Friday 10 September 2021 3:40 pm

Opportunity International exhibition is both harrowing and hopeful

Tucked away in the secluded Southwood Garden of St James’s Church, just off Piccadilly, you will find a new outdoor photography exhibition hosted by the charity Opportunity International. 

It consists of a series of large, freestanding portraits of Ugandan refugees taken by the award-winning photographer Kate Holt. Each one comes with a harrowing story: artist Gentil was forced to flee his home when he was accused of using his art – expressive portraits and ceramics – to corrupt the local youth; Mary, whose husband was murdered in front of her by the police, who then raped her, infecting her with HIV.

The intimacy of the portraits seems at odds with the harrowing stories, with acts of almost unimaginable brutality described in casual terms. “I came home and found [my entire family] dead with their throats slit,” says Fatuma, a cafe-owner originally from Somalia.

The stories also contain a little spark of hope, detailing these men and women’s dreams for a better life. One woman wants to open a hair salon, another a market stall, Gentil an art collective. This is where Opportunity International comes in, working with the refugees to provide them with loans and training to enable them to work their own way out of poverty. 

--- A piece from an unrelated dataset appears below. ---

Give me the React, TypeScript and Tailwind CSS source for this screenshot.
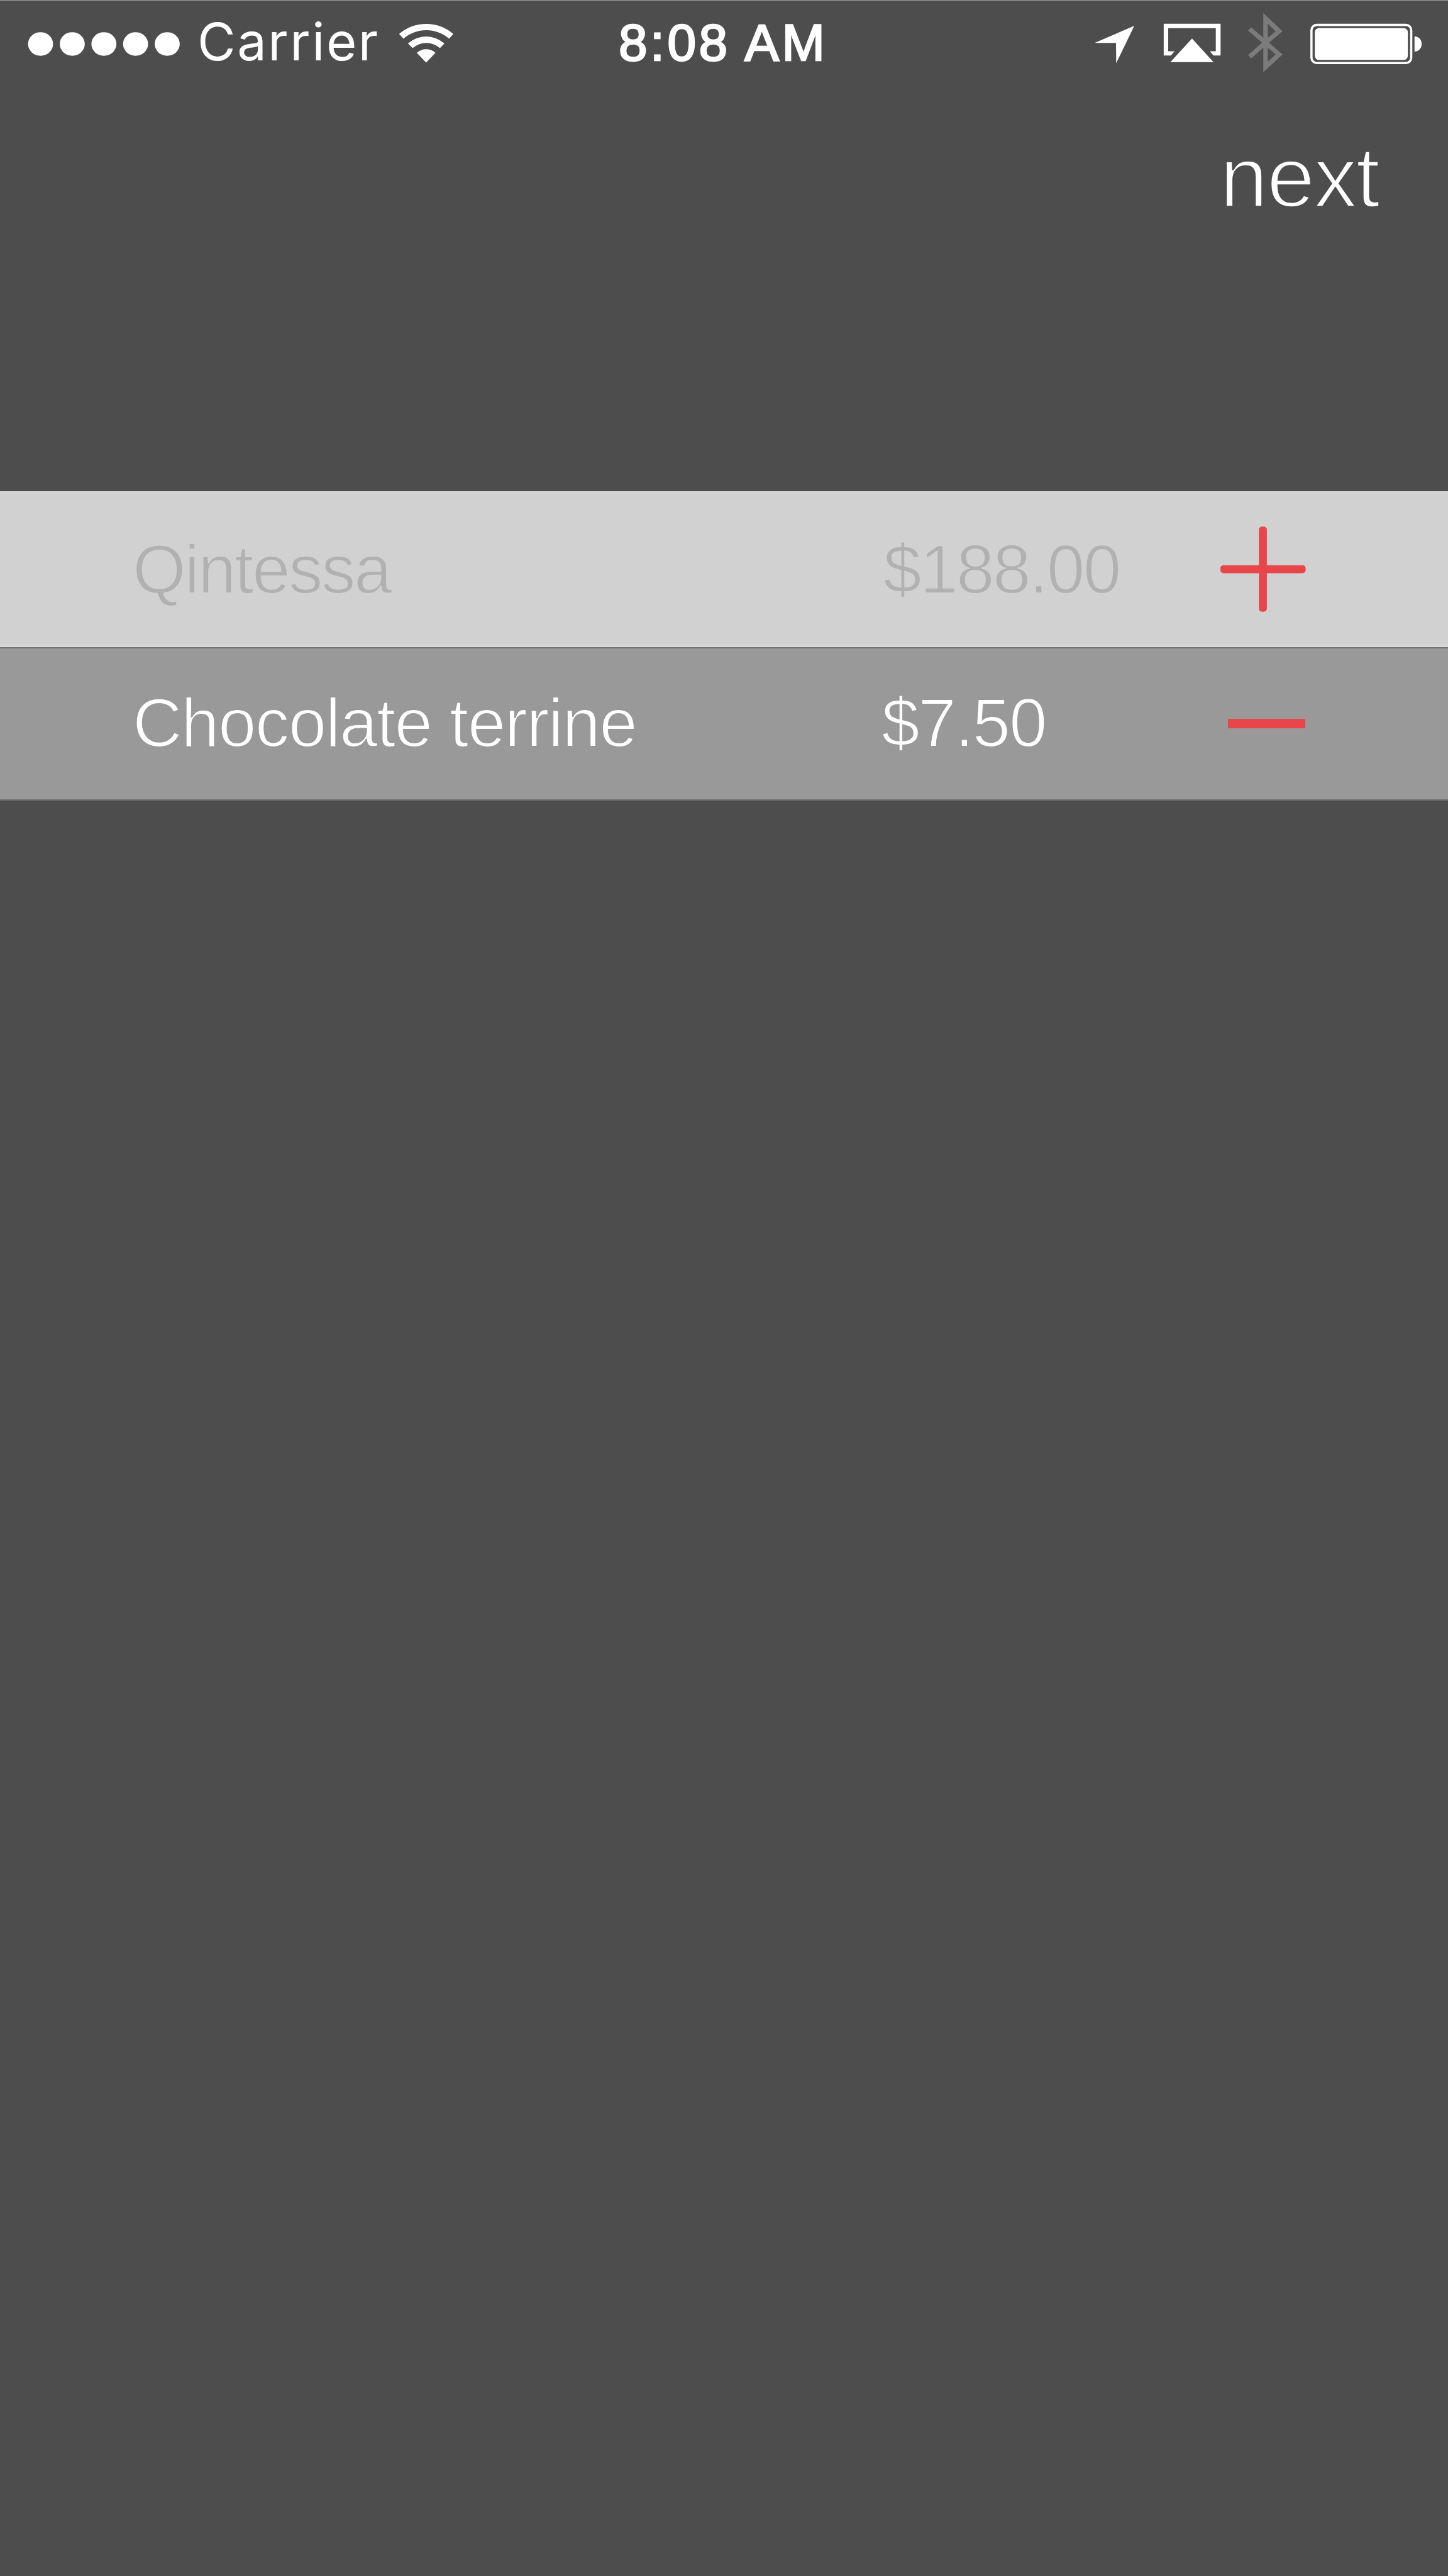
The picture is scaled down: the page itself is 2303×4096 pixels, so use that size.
import React from 'react';

interface Item {
  name: string;
  price: string;
  added: boolean;
}

const items: Item[] = [
  { name: 'Qintessa', price: '$188.00', added: false },
  { name: 'Chocolate terrine', price: '$7.50', added: true },
];

const SignalDots = () => (
  <svg className="w-[295px] h-[138px] shrink-0" viewBox="0 0 400 187.2" fill="#fff">
    {[87.4, 155.8, 224.1, 292.4, 360.7].map(cx => (
      <ellipse key={cx} cx={cx} cy={93.5} rx={27} ry={25.5} />
    ))}
  </svg>
);

const WifiIcon = () => (
  <svg className="w-[96px] h-[138px] shrink-0" viewBox="855 0 130.3 187.2" fill="#fff">
    <path d="M861.5 72A89 89 0 0 1 978.5 72L969.5 82A75.7 75.7 0 0 0 870.7 82Z" />
    <path d="M880.5 92.3A59.4 59.4 0 0 1 959.3 92.3L949.7 102.5A44.7 44.7 0 0 0 890.5 102.5Z" />
    <path d="M899.7 112.6A30 30 0 0 1 940 112.6L919.8 133.7Z" />
  </svg>
);

const LocationIcon = () => (
  <svg className="w-[70px] h-[138px] shrink-0" viewBox="2360 0 95 187.2" fill="#fff">
    <path d="M2448.3 54.3L2409.3 135L2408.8 91.3L2362.6 91.3Z" />
  </svg>
);

const AirplayIcon = () => (
  <svg className="w-[94px] h-[138px] shrink-0" viewBox="2509 0 127.5 187.2" fill="#fff">
    <path d="M2511.5 50H2634.2V118.3H2618.8L2611.1 109.3H2623.9V59.4H2521.2V109.3H2535.1L2526.9 118.3H2511.5Z" />
    <path d="M2572.6 81.7L2618.8 132.5H2525.9Z" />
  </svg>
);

const BluetoothIcon = () => (
  <svg className="w-[59px] h-[138px] shrink-0" viewBox="2691 0 80 187.2" fill="#7b7b7b" fillRule="evenodd">
    <path d="M2726.6 27L2768.2 66L2738.9 90.7L2768.2 116L2726.6 154.3V101.7L2700.4 124.3L2693.7 117.3L2724 90.7L2693.7 64.7L2700.4 57.7L2726.6 80ZM2736.3 50V80L2753.3 66ZM2736.3 101.7V131.7L2753.3 116Z" />
  </svg>
);

const BatteryIcon = () => (
  <svg className="w-[181px] h-[138px] shrink-0" viewBox="2826 0 245.6 187.2" fill="#fff">
    <rect x={2831.2} y={52.4} width={215.3} height={82.2} rx={11.5} fill="none" stroke="#fff" strokeWidth={4.8} />
    <rect x={2838.5} y={59.2} width={200.7} height={68.8} rx={9} />
    <path d="M3053.6 77A15.4 16.5 0 0 1 3053.6 110Z" />
  </svg>
);

const PlusIcon = () => (
  <svg className="w-[136px] h-[136px]" viewBox="0 0 136 136" fill="#e8464b">
    <rect x={0} y={61.8} width={135.6} height={12.6} rx={5} />
    <rect x={61.3} y={0.3} width={12.6} height={135.4} rx={5} />
  </svg>
);

const StatusBar = () => (
  <div className="flex items-start h-[137px]">
    <SignalDots />
    <span className="w-[335px] pl-[19px] font-['Inter',sans-serif] text-[83px] leading-[131px] tracking-[2.5px]">
      Carrier
    </span>
    <WifiIcon />
    <span className="w-[1013px] pl-[258px] text-[82px] leading-[133px] tracking-[4.5px] whitespace-nowrap [-webkit-text-stroke:2.6px_#fff]">
      8:08 AM
    </span>
    <div className="flex">
      <LocationIcon />
      <div className="flex gap-10 pl-10">
        <AirplayIcon />
        <BluetoothIcon />
        <BatteryIcon />
      </div>
    </div>
  </div>
);

// the text stroke takes the row's own colour, which thins the letters to a light weight
const ItemRow: React.FC<{ item: Item }> = ({ item }) => (
  <div
    className={
      item.added
        ? 'flex items-center h-[242px] bg-[#999] border-b-2 border-[#707070] text-white [-webkit-text-stroke:2.2px_#999]'
        : 'flex items-center h-[250px] bg-[#d1d1d1] border-b-2 border-[#707070] text-[#b1b1b1] [-webkit-text-stroke:2px_#d1d1d1] shadow-[inset_0_-3px_0_#d8d8d8]'
    }
  >
    <span className={item.added ? 'w-[1402px] pl-[211px] pb-1 tracking-[-1.7px]' : 'w-[1405px] pl-[211px] tracking-[-2.5px]'}>
      {item.name}
    </span>
    <span className={item.added ? 'w-[551px] pb-1 tracking-[-2.3px]' : 'w-[536px] tracking-[-2.6px]'}>{item.price}</span>
    <button type="button">
      {item.added ? <div className="w-[123px] h-[15px] mb-px bg-[#e8464b]" /> : <PlusIcon />}
    </button>
  </div>
);

const App = () => {
  return (
    <div className="w-[2303px] h-[4096px] overflow-hidden bg-[#4d4d4d] text-white font-['Liberation_Sans',Arial,sans-serif]">
      <div className="h-px bg-[#9a9e9e]" />
      <StatusBar />
      <div className="flex justify-end h-[643px] pr-[102px]">
        <button
          type="button"
          className="w-[261px] h-[286px] text-left text-[138px] leading-[286px] tracking-[-2px] [-webkit-text-stroke:3.3px_#4d4d4d]"
        >
          next
        </button>
      </div>
      <div className="text-[109px] leading-[160px]">
        {items.map(item => (
          <ItemRow key={item.name} item={item} />
        ))}
      </div>
    </div>
  );
};

export default App;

Uganda is one of 20 countries supported by Opportunity International, which provides access to financial products and services to over 19m people across it’s global partners. For 50 years, Opportunity International has been developing and delivering financial solutions that enable people living in poverty to increase their incomes, send their children to school and transform their lives. 

“I have lived and worked in East Africa as a photographer and journalist for over 20 years,” says Holt. “This trip to Uganda to gather these stories is one of the last I did before Covid struck, yet the power of the stories we were told back then and what I learned from the people I met is more relevant than ever.

“All the refugees we met had experienced traumatic events, extraordinary upheaval and loss. But they all remain determined to make their lives better by running a business to improve their lives and those of their families. They aren’t asking for much: they are asking for an opportunity.”

The exhibition is open daily from 8am to 5:30pm from 1-12 September, and from 20 September to 8 October.